Difícil hablar de un muerto y más aún si éste asesinó a sangre fría a 32 compañeros antes de suicidarse. Un tema duro y conmovedor como este puede hacernos derivar fácilmente en la especulación, o conducirnos a hacer un juicio ligero sobre un hecho tal vez mucho más catastrófico de lo que parece.
Cho Seung-hui tenía veintitrés años y suficiente resentimiento en su interior como para planificar y ejecutar el sangriento episodio que lo llevó a ser noticia esta semana. Dejó testimonio escrito y fotografiado de su rabia, de su premeditado interés porque el mundo conociera su razón: "ustedes han tenido cien mil millones de oportunidades y maneras de evitar lo de hoy, pero han decidido derramar mi sangre. Me han acorralado en una esquina y me han dejado sólo una opción. La decisión fue de ustedes. Ahora tienen sangre en sus manos que nunca podrán lavar", le escribió a la NBC.
Se ha hablado mucho en estos días del carácter reservado y hasta huraño de Cho Seunghui; sobre su comportamiento errático y sus perturbadores poemas; sobre su aislamiento social y su poca capacidad para mantener relaciones armónicas. A la masacre de la universidad de Virginia se le ha pretendido presentar como el producto de la mente perturbada de un inmigrante asiático, exclusivamente.
Poco se menciona qué provocó el aislamiento de Cho ni las razones de su ira y su locura.

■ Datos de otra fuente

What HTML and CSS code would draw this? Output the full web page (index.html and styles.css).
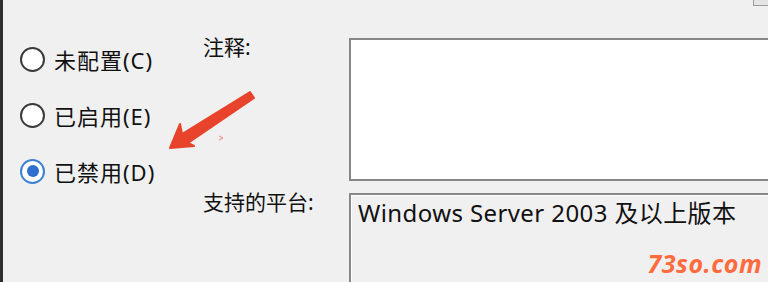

Más allá de que esta nueva tragedia ocurrió en el país donde se suceden con más frecuencia este tipo de episodios de violencia juvenil, que cobran cada vez mayor número de víctimas, el suceso tiene que conmover los cimientos, no sólo de esa sociedad capaz de convertir en un engendro diabólico a un muchacho, sino de todas las colectividades que, como la nuestra, le rinden culto a la violencia.
Todavía los psicólogos y los sociólogos no se han sentado a analizar en profundidad sobre el futuro de estas generaciones jóvenes, altamente tecnificadas y permanentemente alienadas por el uso constante de toda clase de aparatos que sólo sirven para profundizar su aislamiento: los jóvenes de hoy no conversan, se mandan mensajes de textos; no socializan en ninguna parte porque tienen constantemente pegado al oído el audífono de su MP3 o su Ipod; no leen porque Internet les da los libros resumidos; no juegan perinola ni montan bicicleta porque los videojuegos los mantienen todo el día pegados a una cónsola, con su tremenda carga de violencia y agresión; no ven películas sino bodrios llenos de sangre capaces de quitarle el sueño a cualquiera; no son solidarios porque la competitividad los convierte en individuos egoístas.
Yo no sé si Seung-hui era sólo un perturbado mental sin remedio, como tantos que debe haber por ahí, pero de lo que sí estoy segura es que estas sociedades podridas en que vivimos gestan a cada hora un desadaptado. Esos a quienes se les desorbitan los ojos soñando con ver pasar el cadáver de su enemigo político frente a su puerta; aquellos que son capaces de matar por un rayón en el carro o los otros que planifican muertos en manifestaciones. La diferencia entre unos y otros no es muy grande. Es nuestra la responsabilidad de drenar esa locura antes de que sea tan tarde como lo fue para Cho.